▶ _PROMPT_: Your job is to retype all of the data word for word, leaving every image out.

▶ _PROVIDED DATA_:
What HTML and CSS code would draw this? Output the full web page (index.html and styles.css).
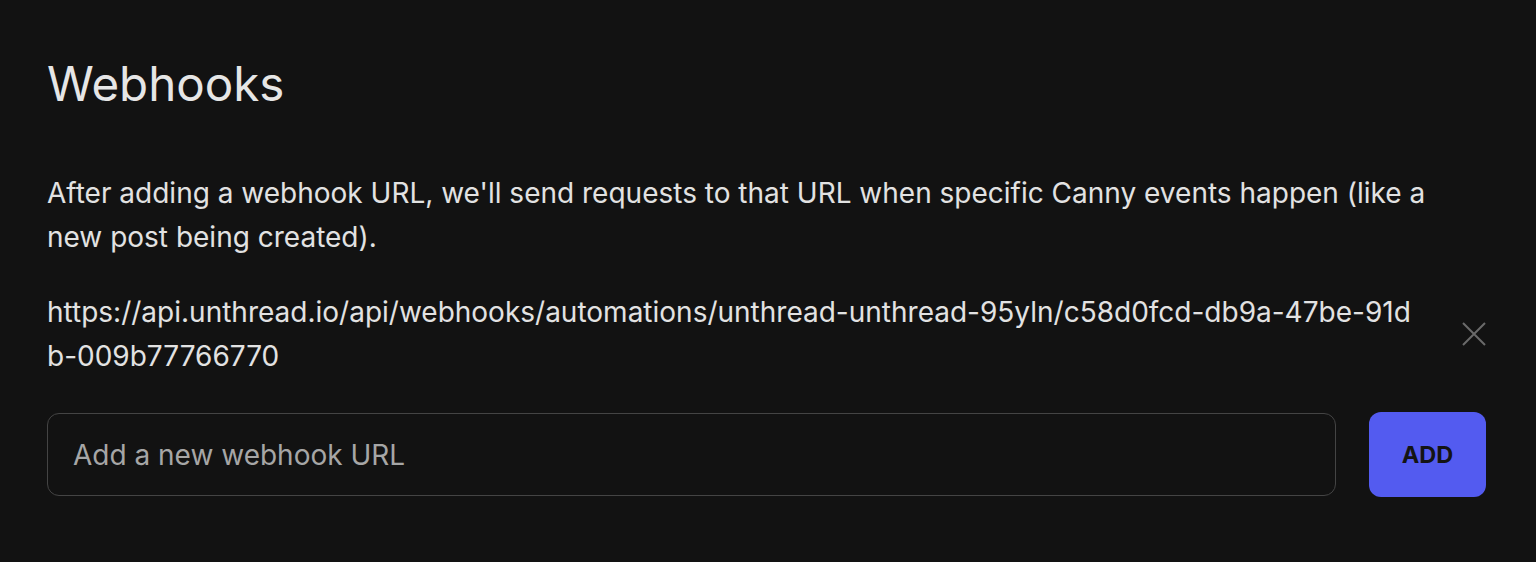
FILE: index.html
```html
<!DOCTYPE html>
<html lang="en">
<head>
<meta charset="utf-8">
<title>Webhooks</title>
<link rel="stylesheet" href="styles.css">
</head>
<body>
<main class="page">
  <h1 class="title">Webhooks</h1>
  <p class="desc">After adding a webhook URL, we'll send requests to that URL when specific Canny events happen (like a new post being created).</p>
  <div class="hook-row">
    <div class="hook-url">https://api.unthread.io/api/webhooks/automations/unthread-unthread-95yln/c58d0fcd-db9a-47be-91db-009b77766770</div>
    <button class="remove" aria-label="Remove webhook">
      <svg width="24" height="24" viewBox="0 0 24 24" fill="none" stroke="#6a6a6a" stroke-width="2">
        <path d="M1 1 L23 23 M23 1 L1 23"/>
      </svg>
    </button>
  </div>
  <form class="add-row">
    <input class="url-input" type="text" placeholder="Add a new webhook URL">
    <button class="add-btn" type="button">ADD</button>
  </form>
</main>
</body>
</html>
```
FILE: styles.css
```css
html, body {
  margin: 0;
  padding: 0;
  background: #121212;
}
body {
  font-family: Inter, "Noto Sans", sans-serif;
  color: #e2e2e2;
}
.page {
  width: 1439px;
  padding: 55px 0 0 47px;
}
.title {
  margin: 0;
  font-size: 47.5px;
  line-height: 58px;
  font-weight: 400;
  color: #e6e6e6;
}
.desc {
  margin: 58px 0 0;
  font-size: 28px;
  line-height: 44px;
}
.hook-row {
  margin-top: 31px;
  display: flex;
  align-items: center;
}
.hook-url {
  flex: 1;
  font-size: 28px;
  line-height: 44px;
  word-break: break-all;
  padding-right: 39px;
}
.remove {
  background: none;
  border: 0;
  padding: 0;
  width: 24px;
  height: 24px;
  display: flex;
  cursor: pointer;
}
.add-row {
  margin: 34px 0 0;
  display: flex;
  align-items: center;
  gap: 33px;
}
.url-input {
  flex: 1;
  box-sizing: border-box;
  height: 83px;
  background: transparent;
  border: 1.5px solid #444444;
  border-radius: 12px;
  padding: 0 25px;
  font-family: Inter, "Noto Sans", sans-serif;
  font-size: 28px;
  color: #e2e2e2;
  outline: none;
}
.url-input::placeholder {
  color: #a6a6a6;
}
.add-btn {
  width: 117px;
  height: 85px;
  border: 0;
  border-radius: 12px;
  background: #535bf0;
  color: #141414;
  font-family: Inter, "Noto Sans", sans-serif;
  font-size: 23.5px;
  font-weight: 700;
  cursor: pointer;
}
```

▶ _CORRECT OUTPUT_:
What HTML and CSS code would draw this? Output the full web page (index.html and styles.css).
FILE: index.html
```html
<!DOCTYPE html>
<html lang="en">
<head>
<meta charset="utf-8">
<title>Webhooks</title>
<link rel="stylesheet" href="styles.css">
</head>
<body>
<main class="page">
  <h1 class="title">Webhooks</h1>
  <p class="desc">After adding a webhook URL, we'll send requests to that URL when specific Canny events happen (like a new post being created).</p>
  <div class="hook-row">
    <div class="hook-url">https://api.unthread.io/api/webhooks/automations/unthread-unthread-95yln/c58d0fcd-db9a-47be-91db-009b77766770</div>
    <button class="remove" aria-label="Remove webhook">
      <svg width="24" height="24" viewBox="0 0 24 24" fill="none" stroke="#6a6a6a" stroke-width="2">
        <path d="M1 1 L23 23 M23 1 L1 23"/>
      </svg>
    </button>
  </div>
  <form class="add-row">
    <input class="url-input" type="text" placeholder="Add a new webhook URL">
    <button class="add-btn" type="button">ADD</button>
  </form>
</main>
</body>
</html>
```
FILE: styles.css
```css
html, body {
  margin: 0;
  padding: 0;
  background: #121212;
}
body {
  font-family: Inter, "Noto Sans", sans-serif;
  color: #e2e2e2;
}
.page {
  width: 1439px;
  padding: 55px 0 0 47px;
}
.title {
  margin: 0;
  font-size: 47.5px;
  line-height: 58px;
  font-weight: 400;
  color: #e6e6e6;
}
.desc {
  margin: 58px 0 0;
  font-size: 28px;
  line-height: 44px;
}
.hook-row {
  margin-top: 31px;
  display: flex;
  align-items: center;
}
.hook-url {
  flex: 1;
  font-size: 28px;
  line-height: 44px;
  word-break: break-all;
  padding-right: 39px;
}
.remove {
  background: none;
  border: 0;
  padding: 0;
  width: 24px;
  height: 24px;
  display: flex;
  cursor: pointer;
}
.add-row {
  margin: 34px 0 0;
  display: flex;
  align-items: center;
  gap: 33px;
}
.url-input {
  flex: 1;
  box-sizing: border-box;
  height: 83px;
  background: transparent;
  border: 1.5px solid #444444;
  border-radius: 12px;
  padding: 0 25px;
  font-family: Inter, "Noto Sans", sans-serif;
  font-size: 28px;
  color: #e2e2e2;
  outline: none;
}
.url-input::placeholder {
  color: #a6a6a6;
}
.add-btn {
  width: 117px;
  height: 85px;
  border: 0;
  border-radius: 12px;
  background: #535bf0;
  color: #141414;
  font-family: Inter, "Noto Sans", sans-serif;
  font-size: 23.5px;
  font-weight: 700;
  cursor: pointer;
}
```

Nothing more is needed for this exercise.